Awards and highlights
- 2× Grey Cup champion (1958, 1959); Second-team All-American (1956); First-team All-Big Ten (1956); Second-team All-Big Ten (1954);

= Frank Gilliam (American football) =

American football player and coach (1934–2023)

Frank Gilliam (January 7, 1934 – April 2, 2023) was an American football player and coach. He played college football for the Iowa Hawkeyes. He later played professionally for several seasons in the Canadian Football League (CFL). After his playing career, he was an assistant coach for Iowa. Gilliam was a member of the University of Iowa’s all-time football team.

==Background==
Frank Gilliam attended high school in Steubenville, Ohio, and was football teammate with Calvin Jones and Eddie Vincent. Frank was nicknamed "Shag" because of the baggy pants he liked to wear. Gilliam and Vincent committed to play for the Iowa Hawkeyes, while Cal Jones committed to play for Ohio State. However, at the last minute, Jones switched his commitment and decided to accompany Gilliam and Vincent to the University of Iowa. Gilliam, Vincent, and Jones became affectionately known as the "Steubenville Trio".

==Iowa career==
As a sophomore in 1953, Frank Gilliam, who played the right end position, helped Iowa to an excellent season. Iowa’s final game of that season was against #1 Notre Dame in South Bend. With 2:06 remaining in the game, Gilliam made a diving catch in the end zone to give Iowa a 14–7 lead. But Notre Dame completed a touchdown pass with six seconds to play to salvage a 14-14 tie, thanks in large part to an injury timeout that was granted when two Notre Dame players fell at the same time. The tie cost the Irish the #1 spot in the final AP Poll, dropping them to a distant #2. Iowa rocketed into the AP rankings, finishing the year ninth in the nation and garnering six first-place votes. It was Iowa’s highest ranking since 1939.

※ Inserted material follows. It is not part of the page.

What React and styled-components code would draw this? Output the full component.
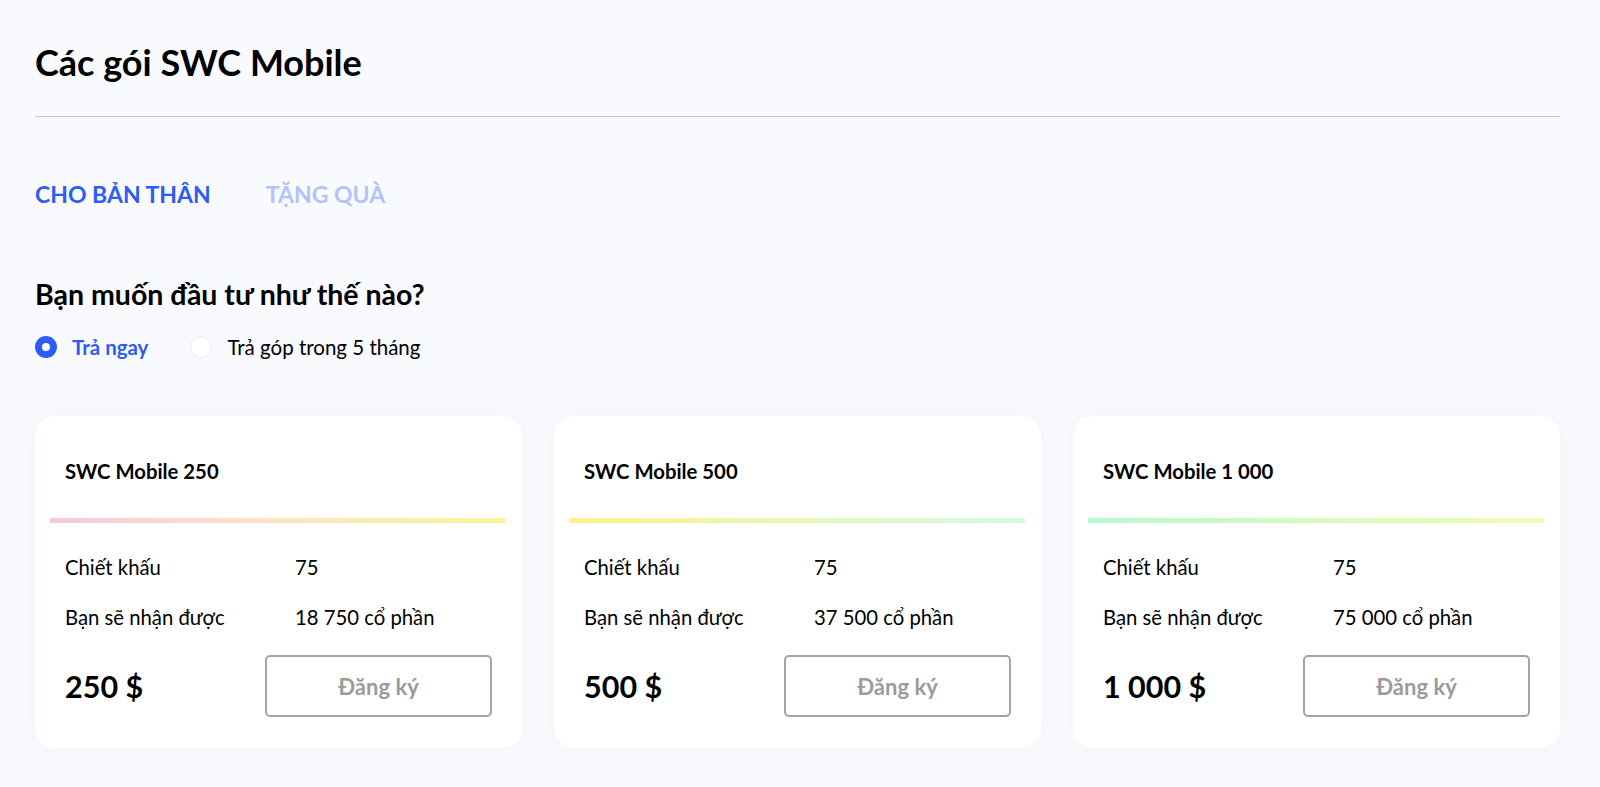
import React, { useState } from "react";
import styled, { createGlobalStyle } from "styled-components";

const GlobalStyle = createGlobalStyle`
  * { box-sizing: border-box; }
  body {
    margin: 0;
    background: #f9fafe;
    font-family: Lato, "Noto Sans", sans-serif;
    color: #000;
  }
`;

const plans = [
  { name: "SWC Mobile 250", discount: "75", shares: "18 750 cổ phần", price: "250 $", line: "linear-gradient(90deg, #f8c8dd 0%, #fbe2c6 45%, #fdf49a 100%)" },
  { name: "SWC Mobile 500", discount: "75", shares: "37 500 cổ phần", price: "500 $", line: "linear-gradient(90deg, #fdf08a 0%, #e6f8bd 55%, #d3fde6 100%)" },
  { name: "SWC Mobile 1 000", discount: "75", shares: "75 000 cổ phần", price: "1 000 $", line: "linear-gradient(90deg, #b6f8cf 0%, #d6fbbf 50%, #f2fcb3 100%)" },
];

const App = () => {
  const [tab, setTab] = useState("self");
  const [pay, setPay] = useState("now");

  return (
    <Page>
      <GlobalStyle />
      <Title>Các gói SWC Mobile</Title>
      <Divider />
      <Tabs>
        <Tab active={tab === "self"} onClick={() => setTab("self")}>CHO BẢN THÂN</Tab>
        <Tab active={tab === "gift"} onClick={() => setTab("gift")}>TẶNG QUÀ</Tab>
      </Tabs>
      <Question>Bạn muốn đầu tư như thế nào?</Question>
      <RadioGroup>
        <RadioOption onClick={() => setPay("now")}>
          <RadioDot checked={pay === "now"} />
          <RadioLabel checked={pay === "now"}>Trả ngay</RadioLabel>
        </RadioOption>
        <RadioOption onClick={() => setPay("later")}>
          <RadioDot checked={pay === "later"} />
          <RadioLabel checked={pay === "later"}>Trả góp trong 5 tháng</RadioLabel>
        </RadioOption>
      </RadioGroup>
      <Cards>
        {plans.map((p) => (
          <Card key={p.name}>
            <CardTitle>{p.name}</CardTitle>
            <ColorLine bg={p.line} />
            <InfoGrid>
              <span>Chiết khấu</span>
              <span>{p.discount}</span>
              <span>Bạn sẽ nhận được</span>
              <span>{p.shares}</span>
            </InfoGrid>
            <CardFooter>
              <Price>{p.price}</Price>
              <SignupButton>Đăng ký</SignupButton>
            </CardFooter>
          </Card>
        ))}
      </Cards>
    </Page>
  );
};

const Page = styled.div`
  padding: 40px 40px 40px 35px;
`;

const Title = styled.h1`
  margin: 0;
  font-size: 36px;
  line-height: 44px;
  font-weight: 700;
`;

const Divider = styled.hr`
  margin: 32px 0 0;
  border: none;
  border-top: 1px solid #c9c9cc;
`;

const Tabs = styled.div`
  display: flex;
  gap: 55px;
  margin-top: 65px;
`;

const Tab = styled.div`
  font-size: 23px;
  line-height: 24px;
  font-weight: 700;
  cursor: pointer;
  color: ${(p) => (p.active ? "#2e5cf5" : "#b2c3fc")};
`;

const Question = styled.h2`
  margin: 71px 0 0;
  font-size: 28.5px;
  line-height: 34px;
  font-weight: 700;
`;

const RadioGroup = styled.div`
  display: flex;
  gap: 42px;
  margin-top: 24px;
`;

const RadioOption = styled.label`
  display: flex;
  align-items: center;
  gap: 15px;
  cursor: pointer;
`;

const RadioDot = styled.span`
  width: 22px;
  height: 22px;
  border-radius: 50%;
  background: #fff;
  border: ${(p) => (p.checked ? "7px solid #2e5cf5" : "1px solid #ececf0")};
`;

const RadioLabel = styled.span`
  font-size: 20.5px;
  line-height: 24px;
  font-weight: ${(p) => (p.checked ? 700 : 400)};
  color: ${(p) => (p.checked ? "#2e5cf5" : "#000")};
`;

const Cards = styled.div`
  display: grid;
  grid-template-columns: repeat(3, 1fr);
  gap: 32px;
  margin-top: 57px;
`;

const Card = styled.div`
  background: #fff;
  border-radius: 20px;
  padding: 43px 30px 31px;
  box-shadow: 0 0 24px rgba(20, 30, 80, 0.03);
`;

const CardTitle = styled.div`
  font-size: 20.3px;
  line-height: 24px;
  font-weight: 700;
`;

const ColorLine = styled.div`
  height: 5px;
  margin: 35px -14px 0 -15px;
  background: ${(p) => p.bg};
`;

const InfoGrid = styled.div`
  display: grid;
  grid-template-columns: 230px 1fr;
  row-gap: 26px;
  margin-top: 32px;
  font-size: 20.3px;
  line-height: 24px;
`;

const CardFooter = styled.div`
  display: flex;
  align-items: center;
  justify-content: space-between;
  margin-top: 26px;
`;

const Price = styled.div`
  font-size: 30.5px;
  font-weight: 700;
`;

const SignupButton = styled.button`
  width: 227px;
  height: 62px;
  background: #fff;
  border: 2px solid #a3a3a3;
  border-radius: 5px;
  font-family: inherit;
  font-size: 22px;
  font-weight: 700;
  color: #9b9b9b;
  cursor: pointer;
`;

export default App;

In 1954, Iowa finished with a 5–4 record. Before Gilliam’s senior season in 1955, he broke his leg and was forced to sit out for a year. Jones and Vincent played their senior seasons in 1955, with Cal Jones winning the Outland Trophy.

In Gilliam’s senior season of 1956, Iowa had a 9–1 record, winning the Big Ten and a trip to the Rose Bowl for the first time in school history. Frank Gilliam was named a second-team All-American after the season. The happy occasion was marred, however, by the discovery that Gilliam’s close friend, Cal Jones, had died in a plane crash in the mountains of western Canada during a howling windstorm. Frank Gilliam’s final game with the Hawkeyes came in the 1957 Rose Bowl, where Iowa defeated Oregon State, 35–19.

==Professional career==
Frank Gilliam played for the Winnipeg Blue Bombers of the Canadian Football League for three seasons from 1957–1959. After retiring from professional football, he was a teacher for a few years before becoming an assistant coach to Jerry Burns at the University of Iowa from 1966–1970. Gilliam then joined the Minnesota Vikings, where he was a scout and personnel man for over 36 years. He left the Vikings in 2007, after deciding to pursue other career opportunities.

In 1989, Iowa fans selected an all-time University of Iowa football team during the 100th-anniversary celebration of Iowa football, and Frank Gilliam was selected as a starting end.

==Death==
Gilliam died on April 2, 2023, at the age of 89.